Common Documentation Mistakes

Three patterns disqualify hail claims faster than anything else. First, photos without a date. Turn on your camera's date-stamp or rely on EXIF. Second, only top-down photos. Adjusters need scale, so include something for size reference (a quarter, your phone, a tape measure). Third, washing the roof or replacing the AC fins before the adjuster sees them. We've watched homeowners scrub granule wash out of gutters because they thought it was dirt; you just deleted half the evidence. Leave everything as-is until the inspection is complete.

Quick Questions Homeowners Ask After a Hailstorm

How long do I have to file?
In Maryland, most carriers require prompt notice and bar claims after one to two years depending on the policy form. In Florida, Fla. Stat. § 627.70132 caps the notice window at one year from date of loss for new claims and 18 months for supplemental claims. Read your policy's Loss Settlement section or call your agent. Earlier is always better for evidence preservation.
Will filing a claim raise my premium?
A single weather-event claim (hail, wind) is rated differently from a liability or theft claim by most carriers. Premium impact varies by state, carrier, and your prior loss history. Your independent agent or carrier rep is the right source for that question.

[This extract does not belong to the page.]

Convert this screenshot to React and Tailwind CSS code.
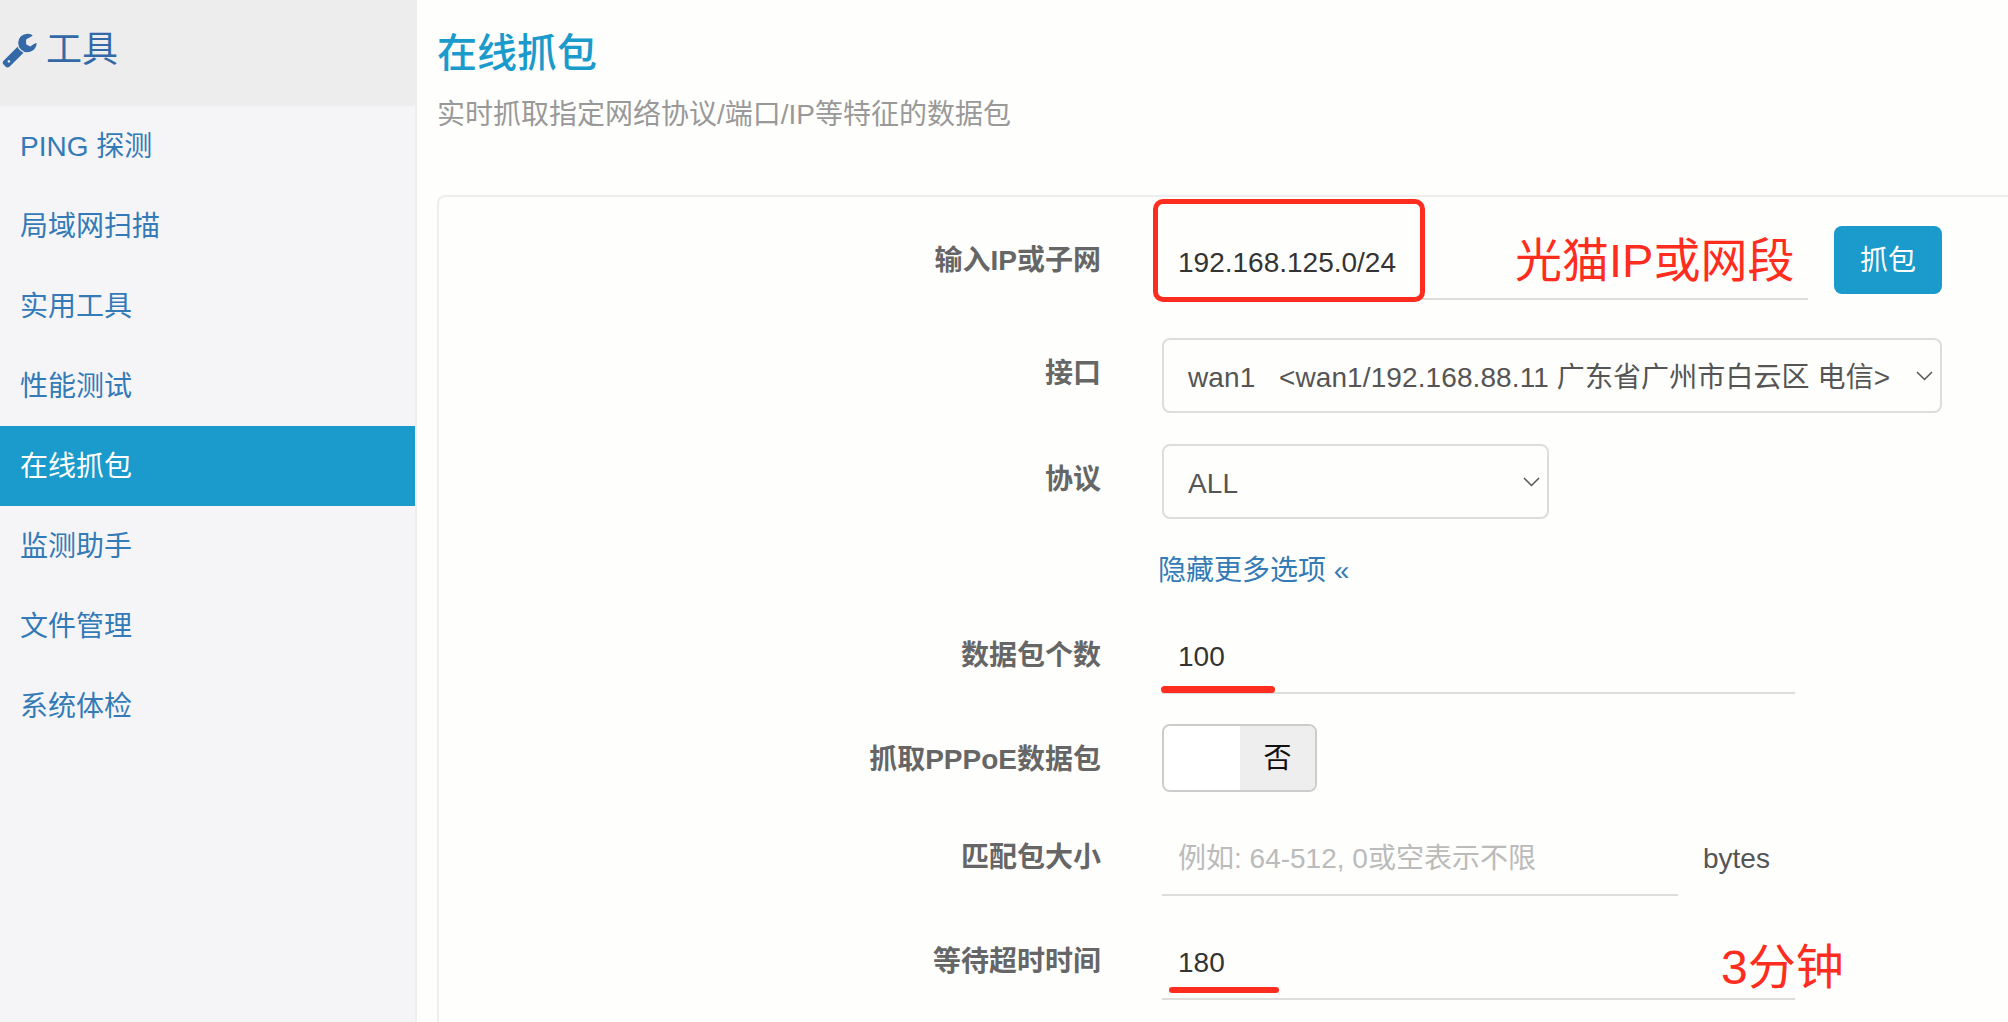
const font = { fontFamily: '"Liberation Sans", "Noto Sans CJK SC", sans-serif' };

const menu = ["PING 探测", "局域网扫描", "实用工具", "性能测试", "在线抓包", "监测助手", "文件管理", "系统体检"];

function WrenchIcon() {
  return (
    <svg width="37" height="37" viewBox="0 0 1792 1792" fill="currentColor" className="mb-[7px] mr-[8px] shrink-0">
      <path d="M448 1472q0-26-19-45t-45-19-45 19-19 45 19 45 45 19 45-19 19-45zm644-420l-682 682q-37 37-90 37-52 0-91-37l-106-108q-38-36-38-90 0-53 38-91l681-681q39 98 114.5 173.5t173.5 114.5zm634-435q0 39-23 106-47 134-164.5 217.5t-258.5 83.5q-185 0-316.5-131.5t-131.5-316.5 131.5-316.5 316.5-131.5q58 0 121.5 16.5t107.5 46.5q16 11 16 28t-16 28l-293 169v224l193 107q5-3 79-48.5t135.5-81 70.5-35.5q15 0 23.5 10t8.5 25z" />
    </svg>
  );
}

function Chevron() {
  return (
    <svg width="17" height="10" viewBox="0 0 17 10" fill="none" className="pointer-events-none absolute right-[9px] top-[33px]">
      <path d="M1 1 L8.5 8.5 L16 1" stroke="#555" strokeWidth="1.5" />
    </svg>
  );
}

function Row({ label, labelClass = "h-[72px]", children }) {
  return (
    <div className="flex items-start">
      <label className={`flex w-[662px] items-center justify-end text-[28px] font-bold text-[#666666] ${labelClass}`}>
        {label}
      </label>
      <div className="ml-[61px] flex items-start">{children}</div>
    </div>
  );
}

function TextInput({ width, value, placeholder }) {
  return (
    <input
      readOnly
      value={value}
      placeholder={placeholder}
      className={`h-[74px] ${width} border-b-2 border-[#dddddd] bg-transparent pl-[16px] pt-[1px] text-[28px] text-[#333333] outline-none placeholder:text-[#bbbbbb]`}
    />
  );
}

function Select({ width, children }) {
  return (
    <div className={`relative ${width}`}>
      <select className="h-[75px] w-full appearance-none rounded-[8px] border-2 border-[#dddddd] bg-transparent pl-[24px] pt-[5px] text-[28px] tracking-[0.1px] text-[#555555] outline-none">
        {children}
      </select>
      <Chevron />
    </div>
  );
}

export default function App() {
  return (
    <div className="flex h-[1022px] w-full overflow-hidden bg-[#fefefc]" style={font}>
      <aside className="h-full w-[417px] shrink-0 border-r-2 border-[#eeeeee] bg-[#f5f5f7]">
        <div className="flex h-[106px] items-center bg-[#ededed] pl-[1px] text-[36px] text-[#3469a8]">
          <WrenchIcon />
          <span className="mb-[7px]">工具</span>
        </div>
        <ul>
          {menu.map(item => (
            <li
              key={item}
              className={`flex h-[80px] items-center pl-[20px] pt-[2px] text-[28px] ${item === "在线抓包" ? "bg-[#1a9bcc] text-white" : "text-[#337ab7]"}`}
            >
              {item}
            </li>
          ))}
        </ul>
      </aside>

      <main className="min-w-0 flex-1 overflow-hidden pl-[20px] pt-[33px]">
        <h1 className="text-[40px] font-medium leading-[40px] text-[#1a9bcc]">在线抓包</h1>
        <p className="mt-[22px] text-[28px] leading-[40px] text-[#999999]">实时抓取指定网络协议/端口/IP等特征的数据包</p>

        <div className="mt-[60px] w-[1700px] rounded-t-[8px] border-x-2 border-t-2 border-[#eeeeee] pb-[100px] pt-[29px]">
          <Row label="输入IP或子网" labelClass="h-[70px]">
            <div className="relative">
              <TextInput width="w-[646px]" value="192.168.125.0/24" />
              <div className="absolute left-[-9px] top-[-27px] h-[103px] w-[272px] rounded-[10px] border-[5px] border-[#ff2d20]" />
              <span className="absolute left-[353px] top-[5px] whitespace-nowrap text-[47px] leading-[60px] text-[#ff2d20]">光猫IP或网段</span>
            </div>
            <button className="ml-[26px] h-[68px] w-[108px] rounded-[8px] bg-[#1a9bcc] pt-[2px] text-[28px] text-white">抓包</button>
          </Row>

          <div className="mt-[38px]">
            <Row label="接口">
              <Select width="w-[780px]">
                <option>wan1 &nbsp; &lt;wan1/192.168.88.11 广东省广州市白云区 电信&gt;</option>
              </Select>
            </Row>
          </div>

          <div className="mt-[31px]">
            <Row label="协议">
              <Select width="w-[387px]">
                <option>ALL</option>
              </Select>
            </Row>
          </div>

          <a className="ml-[719px] mt-[32px] block h-[39px] text-[28px] leading-[40px] text-[#337ab7]">隐藏更多选项 «</a>

          <div className="mt-[30px] flex flex-col gap-[30px]">
            <Row label="数据包个数">
              <div className="relative">
                <TextInput width="w-[633px]" value="100" />
                <div className="absolute bottom-[1px] left-[-1px] h-[7px] w-[114px] rounded-full bg-[#ff2d20]" />
              </div>
            </Row>

            <div className="h-[68px]">
              <Row label="抓取PPPoE数据包" labelClass="h-[70px] pt-[2px]">
                <div className="flex h-[68px] w-[155px] overflow-hidden rounded-[8px] border-2 border-[#cccccc]">
                  <div className="w-[76px] bg-white" />
                  <div className="flex flex-1 items-center justify-center bg-[#eeeeee] pt-[2px] text-[28px] text-[#111111]">否</div>
                </div>
              </Row>
            </div>

            <Row label="匹配包大小">
              <TextInput width="w-[516px]" placeholder="例如: 64-512, 0或空表示不限" />
              <span className="ml-[25px] mt-[17px] text-[28px] leading-[40px] text-[#555555]">bytes</span>
            </Row>

            <Row label="等待超时时间">
              <div className="relative">
                <TextInput width="w-[633px]" value="180" />
                <div className="absolute bottom-[7px] left-[7px] h-[6px] w-[110px] rounded-full bg-[#ff2d20]" />
                <span className="absolute left-[559px] top-[12px] whitespace-nowrap text-[48px] leading-[60px] text-[#ff2d20]">3分钟</span>
              </div>
            </Row>
          </div>
        </div>
      </main>
    </div>
  );
}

We can't predict another company's rating decision.
Can I do a temporary repair while I wait?
Yes, and you should if water is entering. Tarp the active leak, document the tarp with photos, and keep receipts. Reasonable mitigation costs are typically reimbursable under most policies. Do not start permanent repairs (re-shingling, full replacements) before the adjuster's site visit. That often invalidates the inspection.
What if my deductible is higher than the damage?
Then you have a choice: pay out of pocket for the repair, defer it until you can afford the deductible, or wait for a future event that pushes the claim above your deductible. We will quote any repair without a claim. We do many roof replacements where the homeowner pays cash or finances the project. The decision is yours, and we will not be the ones to tell you to file a claim that does not pencil out.